During his sleep, when he wore a monitor, the measure known as “percent of time erect” increased to 28 percent from 18 percent.

It's hard to think of when a longer erection would be of less use to you than when you're sound asleep and you can't even use the thing. Spending more time erect while you're unconscious is like having a slightly more aerodynamic sofa. In theory I suppose it's better, but in practice, so what?

Speaking of meaningless measurements, here's another one:

“There’s as much penis inside the body as outside,” Dr. Schrader told me. “When you sit on a regular bike saddle, you’re sitting on your penis.”

If you're a man, next time someone's unimpressed with your endowment, just try telling them that half your penis is inside your body and that it's actually twice as long as it looks. Then throw in the part about how you have magnificent erections of "epic" duration while you're snoring and drooling all over your pillow and you'll have your pick of anybody at the bar.

Of course, the biggest problem with this whole noseless saddle data is that the testing was done on police, so while it may be relevant to them it's not necessarily applicable to the rest of us and how we ride. Anyway, I'll be impressed when this Dr. Schrader does one of his boner tests on cops who ride recumbents:

Perhaps he can finally break the elusive 100% night erection barrier.

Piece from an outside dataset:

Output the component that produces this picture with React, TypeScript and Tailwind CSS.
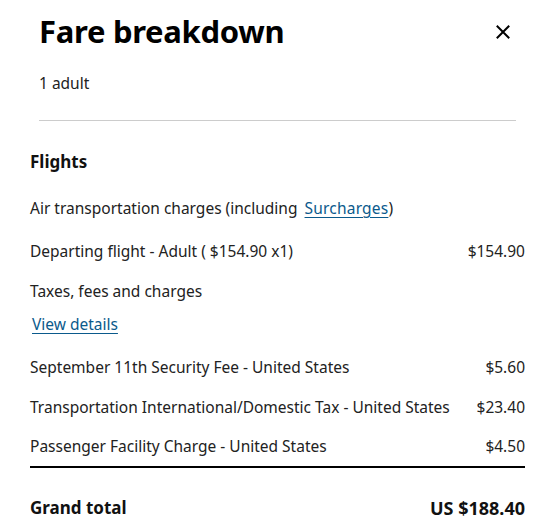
import React from "react";

const Row = ({ label, amount, h = "h-[40px]" }: { label: string; amount: string; h?: string }) => (
  <div className={`flex justify-between items-center ${h} text-[15.5px] text-[#222]`}>
    <span>{label}</span>
    <span>{amount}</span>
  </div>
);

export default function App() {
  return (
    <div className="w-[550px] h-[531px] bg-white overflow-hidden" style={{ fontFamily: '"Noto Sans", "Open Sans", sans-serif' }}>
      <div className="pl-[39px] pr-[34px] pt-[10px]">
        <div className="flex items-center justify-between">
          <h1 className="text-[31px] font-bold text-black leading-[42px] tracking-[-0.3px]">Fare breakdown</h1>
          <button className="mr-[6px] mt-[2px] text-black">
            <svg width="14" height="14" viewBox="0 0 14 14" fill="none" stroke="currentColor" strokeWidth="2" strokeLinecap="square">
              <path d="M1.5 1.5 L12.5 12.5 M12.5 1.5 L1.5 12.5" />
            </svg>
          </button>
        </div>
        <div className="mt-[21px] text-[15.5px] text-[#222] leading-[20px]">1 adult</div>
        <div className="mt-[27px] h-px bg-[#cccccc]" />
      </div>
      <div className="pl-[30px] pr-[25px]">
        <div className="mt-[29px] text-[17px] font-bold text-[#111] leading-[24px]">Flights</div>
        <div className="mt-[24px] text-[15.5px] text-[#222] leading-[20px]">
          Air transportation charges (including{" "}
          <a href="#" className="ml-[3px] text-[#0b5a8c] underline underline-offset-[3px] tracking-[0.2px]">Surcharges</a>)
        </div>
        <div className="mt-[14px]">
          <Row label="Departing flight - Adult ( $154.90 x1)" amount="$154.90" />
        </div>
        <div className="h-[40px] flex items-center text-[15.5px] text-[#222]">Taxes, fees and charges</div>
        <div className="mt-[2px] ml-[2px] text-[15.5px] leading-[20px]">
          <a href="#" className="text-[#0b5a8c] underline underline-offset-[3px]">View details</a>
        </div>
        <div className="mt-[14px]">
          <Row label="September 11th Security Fee - United States" amount="$5.60" />
          <Row label="Transportation International/Domestic Tax - United States" amount="$23.40" />
          <Row label="Passenger Facility Charge - United States" amount="$4.50" h="h-[38px]" />
        </div>
        <div className="h-[2px] bg-black" />
        <div className="mt-[28px] flex justify-between items-center text-[17px] font-bold text-[#111] leading-[24px]">
          <span>Grand total</span>
          <span className="text-[18px]">US $188.40</span>
        </div>
      </div>
    </div>
  );
}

I would like to see a noseless Brooks though.

Lastly, I was very pleased to hear from a reader recently who was fortunate enough to meet the famous Lone Wolf. As he describes it:

I met the Lone Wolf today at the Manhattan Beach Grand Prix. I turned around from the race and there he was! "Lone Wolf" I blurted out. He laughed deep and wise. The laugh of one who is in fact THE Lone Wolf. "You are one of my heroes" I went on. He looked me right in the eyes and said "You are a hero." He set his wheels straight, and posed for this picture. His wolf powers conjured two podium girls in red as I snapped this image.

Wisdom from the Wolf: stay hydrated.
He is really a very nice guy.

Humility, good humor, and a saddle with a nose. He's nothing short of the cycling ideal.